El Salvador vale más que el oro
La decisión de explotar minerales, como el oro y la plata, requiere de la evaluación integral de factores económicos, sociales, ambientales, culturales e institucionales. En América Latina, estas actividades se han convertido en una fuente de conflicto social, violaciones de derechos humanos, deterioro ambiental, costos fiscales e ingobernabilidad. Un caso alarmante es el de nuestros vecinos en Guatemala, donde ocho de cada 10 municipios con licencias mineras presentan conflictividad social.
¿Pero será que en El Salvador la minería puede considerarse como una alternativa para nuestro modelo de desarrollo? El elemento fundamental en esta discusión debe ser la garantía del derecho al desarrollo, ese que establece la libre determinación de los pueblos y la plena soberanía sobre sus recursos naturales. Explotar los minerales debería ser una decisión de las comunidades en las que se pretende desarrollar dicha actividad. En El Salvador, a la fecha, por lo menos cuatro municipios se han declarado libres de minería metálica por medio del mecanismo de consulta contemplado en el Código Municipal. A ello se le suma que, de acuerdo con una encuesta realizada por el Instituto Universitario de Opinión Pública (Iudop) en 2015, el 77 % de la población considera que esta actividad se debería prohibir definitivamente.
A la oposición de la población a estas actividades se adicionan los riesgos ambientales que representa la minería para el país, especialmente en lo que se refiere a la seguridad hídrica y contaminación del suelo. Otro factor de riesgo señalado en la Evaluación Ambiental Estratégica del sector, realizada por expertos internacionales a petición de los ministerios de Economía y Medio Ambiente, es la debilidad del marco legal e institucional, que provoca que en el contexto actual la minería no pueda ser ni ambiental ni socialmente sostenible.
Para quien pueda pensar que estos riesgos se compensan con la generación de empleo e ingresos fiscales, se debe tener presente que la minería no es una actividad intensiva en el uso de mano de obra. Estimaciones de CEPAL muestran que este sector apenas genera un puesto de trabajo por cada USD 2 millones invertidos. En cuanto al ámbito fiscal, si se desarrollaran actividades mineras en el país, éstas deberían pagar los mismos impuestos que cualquier otra actividad económica, nada extraordinario, toda vez no se le otorgue privilegios fiscales.
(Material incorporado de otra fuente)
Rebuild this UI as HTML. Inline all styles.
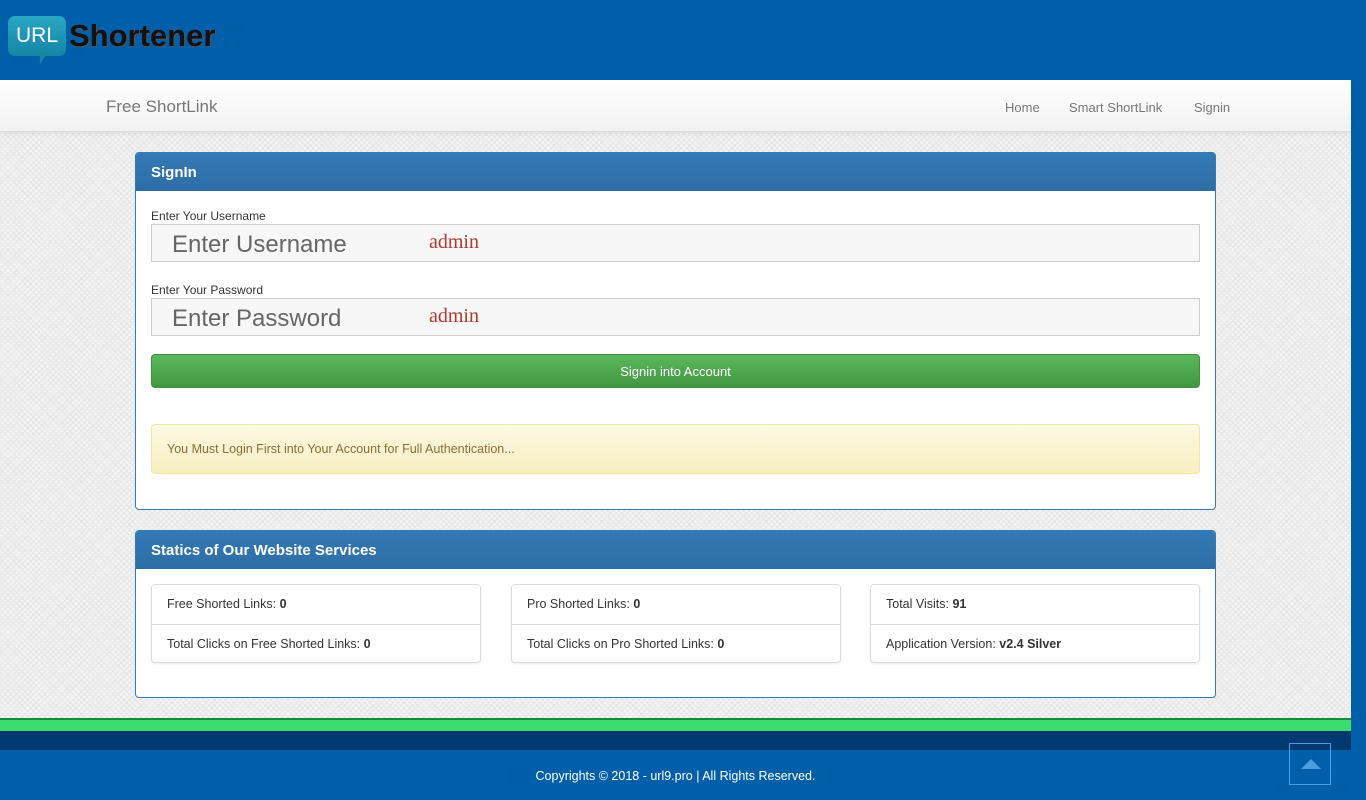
<!DOCTYPE html>
<html><head><meta charset="utf-8"><style>
*{box-sizing:border-box;margin:0;padding:0}
body{width:1366px;height:800px;overflow:hidden;font-family:"Liberation Sans",sans-serif;background:#005fa8;position:relative}
.top{position:absolute;left:0;top:0;width:1366px;height:80px;background:#005fa8}
.logo{position:absolute;left:8px;top:16px;width:58px;height:40px;background:linear-gradient(#2aa6c4,#1585a6);border-radius:7px;color:#fff;font-size:21px;line-height:40px;text-align:center}
.logo:after{content:"";position:absolute;left:32px;top:36px;border-left:8px solid #1585a6;border-bottom:12px solid transparent}
.logot{position:absolute;left:69px;top:18px;font-size:31px;font-weight:bold;color:#111;text-shadow:1px 1px 1px #555}
.main{position:absolute;left:0;top:80px;width:1351px;height:638px;background-color:#f3f3f3;background-image:repeating-linear-gradient(45deg,#e6e6e6 0 1px,transparent 1px 4px),repeating-linear-gradient(-45deg,#e6e6e6 0 1px,transparent 1px 4px)}
.nav{position:absolute;left:0;top:0;width:1351px;height:52px;background:linear-gradient(#fff,#f2f2f2);border-bottom:1px solid #ddd;box-shadow:0 2px 4px rgba(0,0,0,.06)}
.brand{position:absolute;left:106px;top:17px;font-size:17px;color:#777}
.nav a{position:absolute;top:20px;font-size:13px;color:#777}
.panel{position:absolute;left:135px;width:1081px;background:#fff;border:1px solid #337ab7;border-radius:4px;overflow:hidden}
.ph{height:38px;background:linear-gradient(#337ab7,#2e6da4);color:#fff;font-size:15px;font-weight:bold;padding:11px 15px 0}
.lbl{position:absolute;left:15px;font-size:12px;color:#333}
.inp{position:absolute;left:15px;width:1049px;height:38px;background:#f7f7f7;border:1px solid #ccc}
.inp span{position:absolute;left:20px;top:6px;font-size:24px;color:#666}
.inp i{position:absolute;left:277px;top:6px;font-style:normal;font-family:"Liberation Serif",serif;font-size:20px;color:#b03a2e}
.btn{position:absolute;left:15px;top:201px;width:1049px;height:34px;border-radius:4px;background:linear-gradient(#5cb85c,#419641);border:1px solid #3e8f3e;color:#fff;font-size:13px;text-align:center;line-height:34px}
.al{position:absolute;left:15px;top:271px;width:1049px;height:50px;border-radius:4px;background:linear-gradient(#fcf8e3,#f8efc0);border:1px solid #f5e79e;color:#8a6d3b;font-size:12.5px;padding:17px 15px 0}
.lg{position:absolute;top:53px;width:330px;height:79px;border:1px solid #ddd;border-radius:4px;box-shadow:0 1px 2px rgba(0,0,0,.08)}
.lg div{height:39px;padding:12px 15px;font-size:12.5px;color:#333}
.lg div+div{border-top:1px solid #ddd}
</style></head><body>
<div class="top"><div class="logo">URL</div><div class="logot">Shortener</div></div>
<div class="main">
<div class="nav"><div class="brand">Free ShortLink</div><a style="left:1005px">Home</a><a style="left:1069px">Smart ShortLink</a><a style="left:1194px">Signin</a></div>
<div class="panel" style="top:72px;height:358px">
<div class="ph">SignIn</div>
<div class="lbl" style="top:56px">Enter Your Username</div>
<div class="inp" style="top:71px"><span>Enter Username</span><i>admin</i></div>
<div class="lbl" style="top:130px">Enter Your Password</div>
<div class="inp" style="top:145px"><span>Enter Password</span><i>admin</i></div>
<div class="btn">Signin into Account</div>
<div class="al">You Must Login First into Your Account for Full Authentication...</div>
</div>
<div class="panel" style="top:450px;height:168px">
<div class="ph">Statics of Our Website Services</div>
<div class="lg" style="left:15px"><div>Free Shorted Links: <b>0</b></div><div>Total Clicks on Free Shorted Links: <b>0</b></div></div>
<div class="lg" style="left:375px"><div>Pro Shorted Links: <b>0</b></div><div>Total Clicks on Pro Shorted Links: <b>0</b></div></div>
<div class="lg" style="left:734px"><div>Total Visits: <b>91</b></div><div>Application Version: <b>v2.4 Silver</b></div></div>
</div>
</div>
<div style="position:absolute;left:0;top:718px;width:1351px;height:2px;background:#1a8a3a"></div>
<div style="position:absolute;left:0;top:720px;width:1351px;height:11px;background:#3ddc6f"></div>
<div style="position:absolute;left:0;top:731px;width:1351px;height:19px;background:#003a70"></div>
<div style="position:absolute;left:0;top:769px;width:1351px;text-align:center;color:#fff;font-size:12.5px">Copyrights © 2018 - url9.pro | All Rights Reserved.</div>
<div style="position:absolute;left:1289px;top:743px;width:42px;height:42px;border:1px solid #4a9de0"><div style="position:absolute;left:11px;top:15px;border-left:10px solid transparent;border-right:10px solid transparent;border-bottom:10px solid #4a9de0"></div></div>
</body></html>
Pero considerando que la tasa efectiva de ISR para las empresas es de apenas 2.5 %, probablemente un trabajador pagaría más, en términos relativos a sus ingresos, que cualquier empresa minera. La única diferencia en el régimen fiscal de la minería es el pago de cánones y regalías, estas últimas en el caso salvadoreño son de apenas un vergonzoso 1 %, de las ventas netas, para el Estado y hasta otro 1 % para las municipalidades en las que se desarrolle la actividad.
Para colmo de males, incluso en el ámbito fiscal la minería pareciera representar más riesgos que oportunidades, hasta hace solo tres meses seguía latente la posibilidad de que el Estado salvadoreño tuviera que pagar USD 250 millones a Oceana Gold en concepto de indemnización por haber tomado la decisión soberana de no otorgarle la licencia de explotación. Si eso pareciera poco, el Estado salvadoreño también se enfrenta al reto de invertir en remediar pasivos ambientales heredados de proyectos mineros anteriores que nunca tuvieron un adecuado proceso de cierre.
La moratoria de facto al otorgamiento de nuevas licencias que se ha mantenido a la fecha y las declaraciones públicas del Ejecutivo sobre no tener intenciones de otorgar licencias mineras no son suficientes. Es indispensable que la Asamblea Legislativa haga su trabajo, comprenda que El Salvador vale más que el oro y siga las recomendaciones de los estudios técnicos que demuestran que la minería no tiene cabida en nuestras aspiraciones al desarrollo sostenible. En ese sentido, afortunadamente la Comisión de Medio Ambiente y Cambio Climático por fin acordó analizar el tema. Esperemos que esa discusión no tenga que esperar hasta que otra empresa se crea dueña de nuestros recursos y quiera demandarnos nuevamente.